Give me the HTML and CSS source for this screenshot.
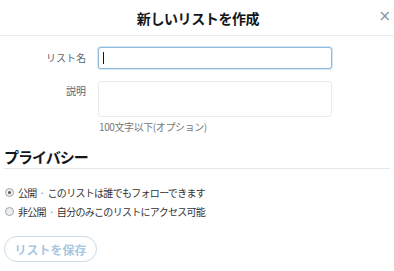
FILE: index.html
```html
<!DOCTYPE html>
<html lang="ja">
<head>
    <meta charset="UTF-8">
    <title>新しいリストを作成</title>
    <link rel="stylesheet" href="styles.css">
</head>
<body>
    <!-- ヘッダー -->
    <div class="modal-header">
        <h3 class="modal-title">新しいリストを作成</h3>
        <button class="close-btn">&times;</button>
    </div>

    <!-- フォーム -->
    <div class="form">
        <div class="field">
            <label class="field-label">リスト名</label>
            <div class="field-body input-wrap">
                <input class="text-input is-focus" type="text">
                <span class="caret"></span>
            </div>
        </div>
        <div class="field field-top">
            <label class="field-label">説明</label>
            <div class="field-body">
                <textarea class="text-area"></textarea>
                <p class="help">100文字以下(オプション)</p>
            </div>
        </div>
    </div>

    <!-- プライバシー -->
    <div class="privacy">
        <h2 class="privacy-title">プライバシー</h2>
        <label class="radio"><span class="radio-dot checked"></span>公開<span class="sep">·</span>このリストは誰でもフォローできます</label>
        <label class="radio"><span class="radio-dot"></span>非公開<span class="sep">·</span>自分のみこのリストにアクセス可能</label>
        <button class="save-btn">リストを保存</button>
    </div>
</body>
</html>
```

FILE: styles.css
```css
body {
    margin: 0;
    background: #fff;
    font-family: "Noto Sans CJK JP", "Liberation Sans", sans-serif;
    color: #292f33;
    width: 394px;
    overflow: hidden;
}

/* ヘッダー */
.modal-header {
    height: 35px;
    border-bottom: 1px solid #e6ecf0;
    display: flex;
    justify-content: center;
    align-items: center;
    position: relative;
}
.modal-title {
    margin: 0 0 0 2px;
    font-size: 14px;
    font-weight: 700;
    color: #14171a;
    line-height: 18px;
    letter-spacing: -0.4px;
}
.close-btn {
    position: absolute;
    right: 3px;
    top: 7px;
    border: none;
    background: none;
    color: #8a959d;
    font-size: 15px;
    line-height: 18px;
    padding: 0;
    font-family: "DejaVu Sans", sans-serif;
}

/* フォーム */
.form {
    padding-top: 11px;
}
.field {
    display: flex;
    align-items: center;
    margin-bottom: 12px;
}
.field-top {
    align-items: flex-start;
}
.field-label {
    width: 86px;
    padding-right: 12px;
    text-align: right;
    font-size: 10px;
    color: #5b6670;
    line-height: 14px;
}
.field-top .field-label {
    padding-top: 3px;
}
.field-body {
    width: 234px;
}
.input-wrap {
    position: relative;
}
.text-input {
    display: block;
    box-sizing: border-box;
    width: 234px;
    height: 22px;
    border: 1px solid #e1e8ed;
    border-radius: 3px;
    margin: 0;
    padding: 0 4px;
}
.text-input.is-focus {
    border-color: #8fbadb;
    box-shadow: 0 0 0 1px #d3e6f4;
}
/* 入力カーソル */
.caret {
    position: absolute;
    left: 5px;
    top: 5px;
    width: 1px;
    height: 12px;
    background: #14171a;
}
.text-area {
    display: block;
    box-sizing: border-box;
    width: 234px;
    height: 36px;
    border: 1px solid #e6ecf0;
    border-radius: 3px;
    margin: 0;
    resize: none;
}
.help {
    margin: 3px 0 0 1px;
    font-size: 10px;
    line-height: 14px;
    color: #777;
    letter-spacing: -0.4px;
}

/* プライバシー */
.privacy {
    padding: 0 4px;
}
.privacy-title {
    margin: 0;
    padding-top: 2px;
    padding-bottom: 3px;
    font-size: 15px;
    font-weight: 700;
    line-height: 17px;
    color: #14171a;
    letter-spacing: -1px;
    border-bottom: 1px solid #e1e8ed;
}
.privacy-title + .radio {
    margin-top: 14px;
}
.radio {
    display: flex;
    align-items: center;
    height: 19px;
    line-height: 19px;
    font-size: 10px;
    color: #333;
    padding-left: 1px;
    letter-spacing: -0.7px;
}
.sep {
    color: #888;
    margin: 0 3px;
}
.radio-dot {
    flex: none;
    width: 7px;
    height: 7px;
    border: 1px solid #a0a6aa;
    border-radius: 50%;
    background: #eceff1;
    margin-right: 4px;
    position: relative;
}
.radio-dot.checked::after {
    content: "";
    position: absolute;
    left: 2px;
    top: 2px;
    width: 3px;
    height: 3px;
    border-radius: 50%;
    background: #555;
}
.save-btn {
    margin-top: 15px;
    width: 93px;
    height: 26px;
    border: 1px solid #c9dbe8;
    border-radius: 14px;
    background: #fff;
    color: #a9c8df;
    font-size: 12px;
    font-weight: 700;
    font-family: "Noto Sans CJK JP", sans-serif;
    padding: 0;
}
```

• [Stated exercise]:
Copy out each line exactly, without the pictures.

• [Answer to this problem]:
Give me the HTML and CSS source for this screenshot.
FILE: index.html
```html
<!DOCTYPE html>
<html lang="ja">
<head>
    <meta charset="UTF-8">
    <title>新しいリストを作成</title>
    <link rel="stylesheet" href="styles.css">
</head>
<body>
    <!-- ヘッダー -->
    <div class="modal-header">
        <h3 class="modal-title">新しいリストを作成</h3>
        <button class="close-btn">&times;</button>
    </div>

    <!-- フォーム -->
    <div class="form">
        <div class="field">
            <label class="field-label">リスト名</label>
            <div class="field-body input-wrap">
                <input class="text-input is-focus" type="text">
                <span class="caret"></span>
            </div>
        </div>
        <div class="field field-top">
            <label class="field-label">説明</label>
            <div class="field-body">
                <textarea class="text-area"></textarea>
                <p class="help">100文字以下(オプション)</p>
            </div>
        </div>
    </div>

    <!-- プライバシー -->
    <div class="privacy">
        <h2 class="privacy-title">プライバシー</h2>
        <label class="radio"><span class="radio-dot checked"></span>公開<span class="sep">·</span>このリストは誰でもフォローできます</label>
        <label class="radio"><span class="radio-dot"></span>非公開<span class="sep">·</span>自分のみこのリストにアクセス可能</label>
        <button class="save-btn">リストを保存</button>
    </div>
</body>
</html>
```

FILE: styles.css
```css
body {
    margin: 0;
    background: #fff;
    font-family: "Noto Sans CJK JP", "Liberation Sans", sans-serif;
    color: #292f33;
    width: 394px;
    overflow: hidden;
}

/* ヘッダー */
.modal-header {
    height: 35px;
    border-bottom: 1px solid #e6ecf0;
    display: flex;
    justify-content: center;
    align-items: center;
    position: relative;
}
.modal-title {
    margin: 0 0 0 2px;
    font-size: 14px;
    font-weight: 700;
    color: #14171a;
    line-height: 18px;
    letter-spacing: -0.4px;
}
.close-btn {
    position: absolute;
    right: 3px;
    top: 7px;
    border: none;
    background: none;
    color: #8a959d;
    font-size: 15px;
    line-height: 18px;
    padding: 0;
    font-family: "DejaVu Sans", sans-serif;
}

/* フォーム */
.form {
    padding-top: 11px;
}
.field {
    display: flex;
    align-items: center;
    margin-bottom: 12px;
}
.field-top {
    align-items: flex-start;
}
.field-label {
    width: 86px;
    padding-right: 12px;
    text-align: right;
    font-size: 10px;
    color: #5b6670;
    line-height: 14px;
}
.field-top .field-label {
    padding-top: 3px;
}
.field-body {
    width: 234px;
}
.input-wrap {
    position: relative;
}
.text-input {
    display: block;
    box-sizing: border-box;
    width: 234px;
    height: 22px;
    border: 1px solid #e1e8ed;
    border-radius: 3px;
    margin: 0;
    padding: 0 4px;
}
.text-input.is-focus {
    border-color: #8fbadb;
    box-shadow: 0 0 0 1px #d3e6f4;
}
/* 入力カーソル */
.caret {
    position: absolute;
    left: 5px;
    top: 5px;
    width: 1px;
    height: 12px;
    background: #14171a;
}
.text-area {
    display: block;
    box-sizing: border-box;
    width: 234px;
    height: 36px;
    border: 1px solid #e6ecf0;
    border-radius: 3px;
    margin: 0;
    resize: none;
}
.help {
    margin: 3px 0 0 1px;
    font-size: 10px;
    line-height: 14px;
    color: #777;
    letter-spacing: -0.4px;
}

/* プライバシー */
.privacy {
    padding: 0 4px;
}
.privacy-title {
    margin: 0;
    padding-top: 2px;
    padding-bottom: 3px;
    font-size: 15px;
    font-weight: 700;
    line-height: 17px;
    color: #14171a;
    letter-spacing: -1px;
    border-bottom: 1px solid #e1e8ed;
}
.privacy-title + .radio {
    margin-top: 14px;
}
.radio {
    display: flex;
    align-items: center;
    height: 19px;
    line-height: 19px;
    font-size: 10px;
    color: #333;
    padding-left: 1px;
    letter-spacing: -0.7px;
}
.sep {
    color: #888;
    margin: 0 3px;
}
.radio-dot {
    flex: none;
    width: 7px;
    height: 7px;
    border: 1px solid #a0a6aa;
    border-radius: 50%;
    background: #eceff1;
    margin-right: 4px;
    position: relative;
}
.radio-dot.checked::after {
    content: "";
    position: absolute;
    left: 2px;
    top: 2px;
    width: 3px;
    height: 3px;
    border-radius: 50%;
    background: #555;
}
.save-btn {
    margin-top: 15px;
    width: 93px;
    height: 26px;
    border: 1px solid #c9dbe8;
    border-radius: 14px;
    background: #fff;
    color: #a9c8df;
    font-size: 12px;
    font-weight: 700;
    font-family: "Noto Sans CJK JP", sans-serif;
    padding: 0;
}
```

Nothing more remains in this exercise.